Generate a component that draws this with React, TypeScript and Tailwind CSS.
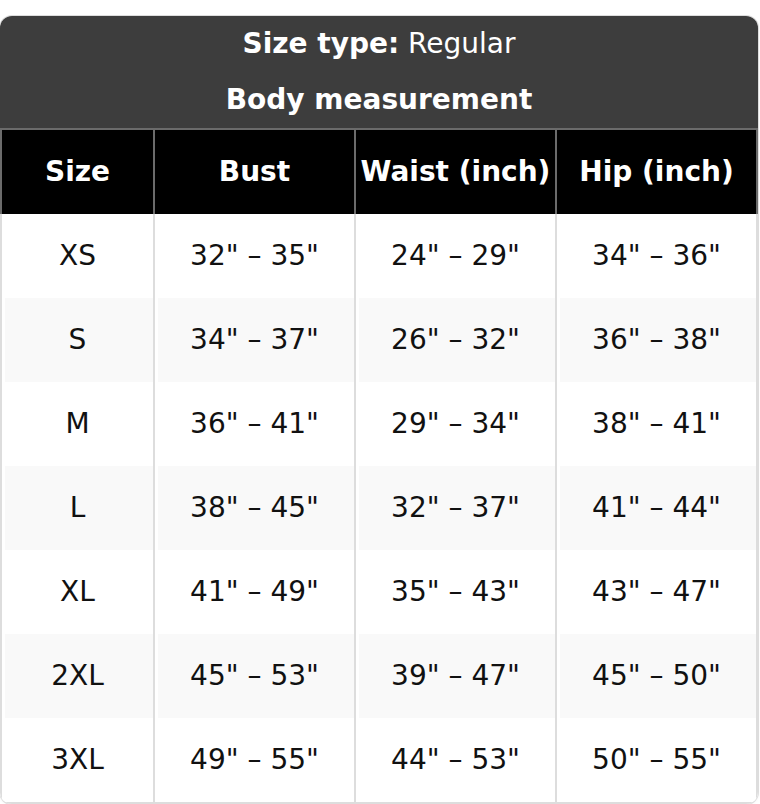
import React from "react";

const rows = [
  ["XS", '32" – 35"', '24" – 29"', '34" – 36"'],
  ["S", '34" – 37"', '26" – 32"', '36" – 38"'],
  ["M", '36" – 41"', '29" – 34"', '38" – 41"'],
  ["L", '38" – 45"', '32" – 37"', '41" – 44"'],
  ["XL", '41" – 49"', '35" – 43"', '43" – 47"'],
  ["2XL", '45" – 53"', '39" – 47"', '45" – 50"'],
  ["3XL", '49" – 55"', '44" – 53"', '50" – 55"'],
];

const headers = ["Size", "Bust", "Waist (inch)", "Hip (inch)"];

export default function App() {
  return (
    <div className="bg-white pt-[16px] font-['DejaVu_Sans',sans-serif] text-[28px]">
      <div className="w-[758px] overflow-hidden rounded-[12px] shadow-[0_0_0_1px_#dddddd,0_1px_3px_rgba(0,0,0,0.08)]">
        <div className="bg-[#3d3d3d] pt-[7px] pb-[7px] text-center text-white">
          <div className="h-[42px] leading-[42px]">
            <span className="font-bold">Size type:</span> Regular
          </div>
          <div className="mt-[14px] h-[42px] font-bold leading-[42px]">Body measurement</div>
        </div>

        <div className="grid grid-cols-[153px_201px_201px_203px] border-t-2 border-[#6b6b6b] bg-black">
          {headers.map((h, i) => (
            <div
              key={h}
              className={`flex h-[84px] items-center justify-center border-l-2 border-[#6b6b6b] font-bold text-white ${
                i === 3 ? "border-r-2" : ""
              }`}
            >
              {h}
            </div>
          ))}
        </div>

        {rows.map((r, ri) => (
          <div
            key={r[0]}
            className={`grid grid-cols-[153px_201px_201px_203px] ${ri === rows.length - 1 ? "border-b-2 border-[#dddddd]" : ""}`}
          >
            {r.map((c, ci) => (
              <div
                key={ci}
                className={`flex h-[84px] items-center justify-center border-l-2 border-[#dddddd] text-[#111111] ${
                  ci === 3 ? "border-r-2" : ""
                } ${ri % 2 === 1 ? "bg-[#f9f9f9] shadow-[inset_3px_0_0_#ffffff]" : "bg-white"}`}
              >
                {c}
              </div>
            ))}
          </div>
        ))}
      </div>
    </div>
  );
}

════════

**Task requirements**:
Output the lines above in full and exactly as given, omitting any pictures.

**Worked solution**:
Generate a component that draws this with React, TypeScript and Tailwind CSS.
import React from "react";

const rows = [
  ["XS", '32" – 35"', '24" – 29"', '34" – 36"'],
  ["S", '34" – 37"', '26" – 32"', '36" – 38"'],
  ["M", '36" – 41"', '29" – 34"', '38" – 41"'],
  ["L", '38" – 45"', '32" – 37"', '41" – 44"'],
  ["XL", '41" – 49"', '35" – 43"', '43" – 47"'],
  ["2XL", '45" – 53"', '39" – 47"', '45" – 50"'],
  ["3XL", '49" – 55"', '44" – 53"', '50" – 55"'],
];

const headers = ["Size", "Bust", "Waist (inch)", "Hip (inch)"];

export default function App() {
  return (
    <div className="bg-white pt-[16px] font-['DejaVu_Sans',sans-serif] text-[28px]">
      <div className="w-[758px] overflow-hidden rounded-[12px] shadow-[0_0_0_1px_#dddddd,0_1px_3px_rgba(0,0,0,0.08)]">
        <div className="bg-[#3d3d3d] pt-[7px] pb-[7px] text-center text-white">
          <div className="h-[42px] leading-[42px]">
            <span className="font-bold">Size type:</span> Regular
          </div>
          <div className="mt-[14px] h-[42px] font-bold leading-[42px]">Body measurement</div>
        </div>

        <div className="grid grid-cols-[153px_201px_201px_203px] border-t-2 border-[#6b6b6b] bg-black">
          {headers.map((h, i) => (
            <div
              key={h}
              className={`flex h-[84px] items-center justify-center border-l-2 border-[#6b6b6b] font-bold text-white ${
                i === 3 ? "border-r-2" : ""
              }`}
            >
              {h}
            </div>
          ))}
        </div>

        {rows.map((r, ri) => (
          <div
            key={r[0]}
            className={`grid grid-cols-[153px_201px_201px_203px] ${ri === rows.length - 1 ? "border-b-2 border-[#dddddd]" : ""}`}
          >
            {r.map((c, ci) => (
              <div
                key={ci}
                className={`flex h-[84px] items-center justify-center border-l-2 border-[#dddddd] text-[#111111] ${
                  ci === 3 ? "border-r-2" : ""
                } ${ri % 2 === 1 ? "bg-[#f9f9f9] shadow-[inset_3px_0_0_#ffffff]" : "bg-white"}`}
              >
                {c}
              </div>
            ))}
          </div>
        ))}
      </div>
    </div>
  );
}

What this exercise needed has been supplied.